The “College Kids” Defense
When a private “Young Republicans” group chat filled with extreme rhetoric and inflammatory memes was leaked, the initial narrative was predictable. Defenders quickly dismissed the contents as youthful indiscretion. “These are just college kids,” was the common refrain. “They’re testing boundaries and being provocative.”
This defense is convenient, as it allows controversial ideas to be written off as the product of immature minds rather than a reflection of a party’s mainstream direction. But a deeper look reveals a crucial detail: the key members of the Young Republicans group chat weren’t ‘college kids’ at all.
Beyond the Dorm Room: Who Was Really in the Chat?
An investigation into the identities of the chat’s most active participants painted a vastly different picture. Far from a student echo chamber, the group was reportedly populated and steered by individuals well into their 30s and 40s. These were not freshmen discovering politics for the first time, but seasoned political operatives, legislative aides, campaign managers, and well-connected professionals with established ties to the Republican party.
This distinction is the entire story. The “college kid” veneer served as a powerful shield of plausible deniability.

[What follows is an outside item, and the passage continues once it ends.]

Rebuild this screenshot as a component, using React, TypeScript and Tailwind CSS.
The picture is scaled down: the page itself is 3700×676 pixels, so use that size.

From Youthful Folly to Calculated Strategy
When a 19-year-old shares a radical idea, it can be brushed off as immaturity. But when a 35-year-old congressional staffer does the same in a forum designed to influence the next generation, it suggests a deliberate strategy. It points toward an effort to cultivate and normalize extreme viewpoints under the guise of grassroots, youthful energy.
This tactic, often called ‘astroturfing‘—faking a grassroots movement—transforms the narrative. The story is no longer about misguided youth; it’s about calculated political indoctrination. The chat appears to be less of a social club and more of a recruitment pipeline, managed by professionals masquerading as peers to shape the future of the party from within.
The Mask Has Slipped
This incident is a stark reminder of the sophisticated and often deceptive nature of modern political organizing. The line between online trolling and real-world political strategy has become irrevocably blurred. What happens in private chats no longer stays private, especially when the participants aren’t just passionate citizens but paid professionals shaping public policy.
This wasn’t about kids being kids. It was a peek behind the curtain, revealing that the “fringe” ideas being test-driven in these supposedly youthful forums are often closer to the heart of the political machine than many are comfortable admitting. The real question isn’t about what the ‘kids’ are thinking, but what their handlers are planning.